Bites: Decent thoughts on today’s fiction (I know!), Bruni is replaced, Gladwell’s Mockingbird, Kubrick’s unmade work, middle-class “slave labor”

By Willa A. Cmiel

Lee Seigel for the Washington Post on the End of the Episode.  It’s a greatly informed, well-put essay on changes in American fiction.  (Finally a good essay on contemporary fiction.  Seigel is critical but not raging, constructive but unassuming):  “Are you a Narrative or Episodic personality?… Or do you think that you live, like Huck Finn and every other picaresque hero, from isolated minute to isolated minute – episode to episode – and that far from adding up to a coherent tale, your life is ‘a tale told by an idiot… signifying nothing’?”
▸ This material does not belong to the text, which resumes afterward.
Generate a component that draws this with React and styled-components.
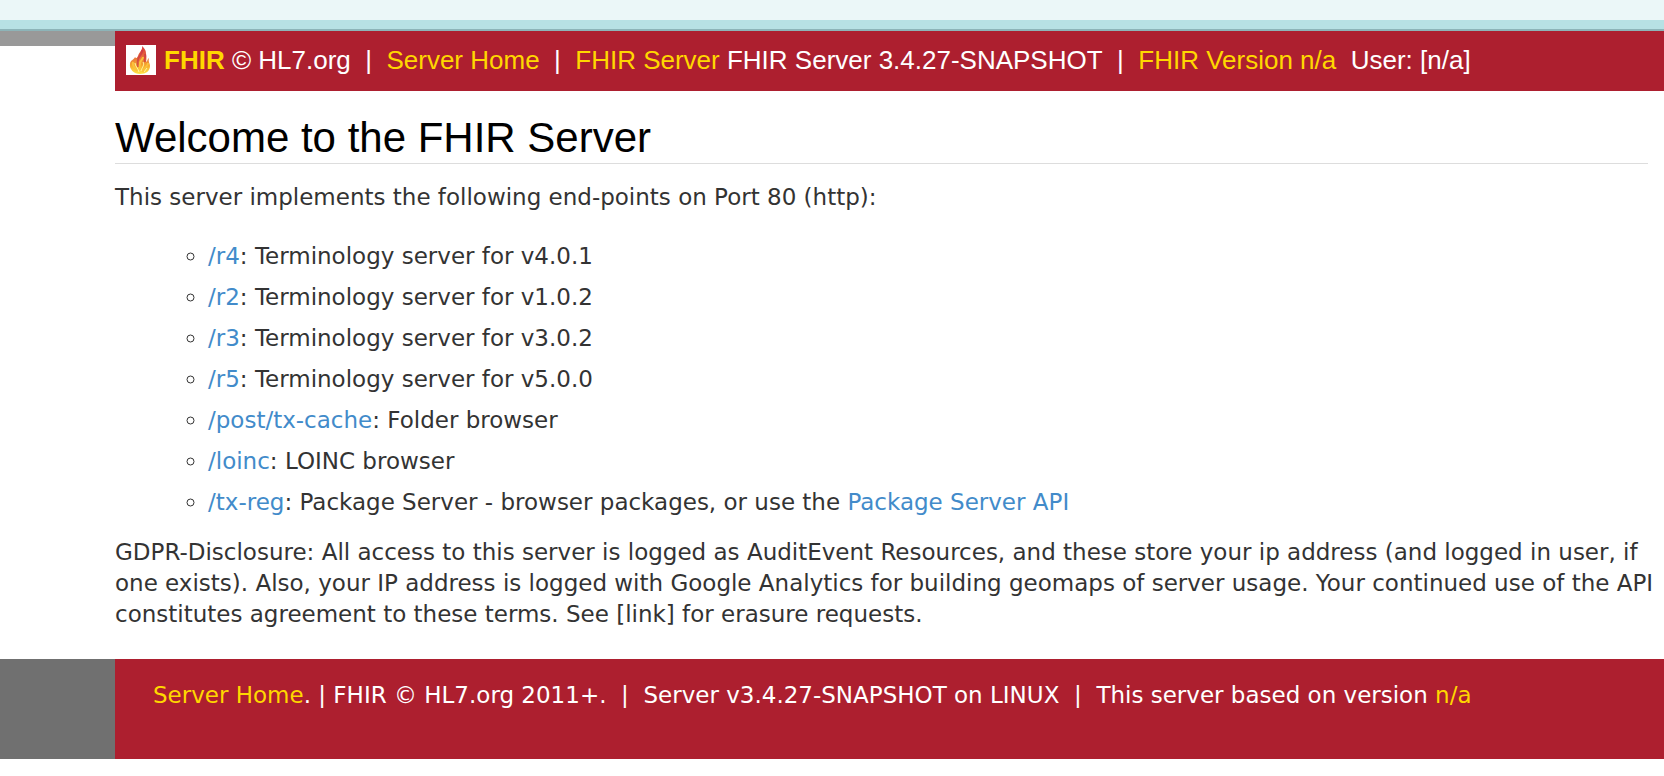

  • A writer at The Millions reacts to Malcolm Gladwell’s New Yorker piece on To Kill a Mockingbird. I hope we keep talking about this book forever and ever.
  • Although most people usually dismiss it as a “necessary evil,” finally, here’s someone who agrees that the unpaid internship thing (policy? culture? standard?) is out of control.  John Elledge at The Week sees it for what it isa really big fucking problem.  He cites specifically the media, but I see it raging all over New York, in many fields.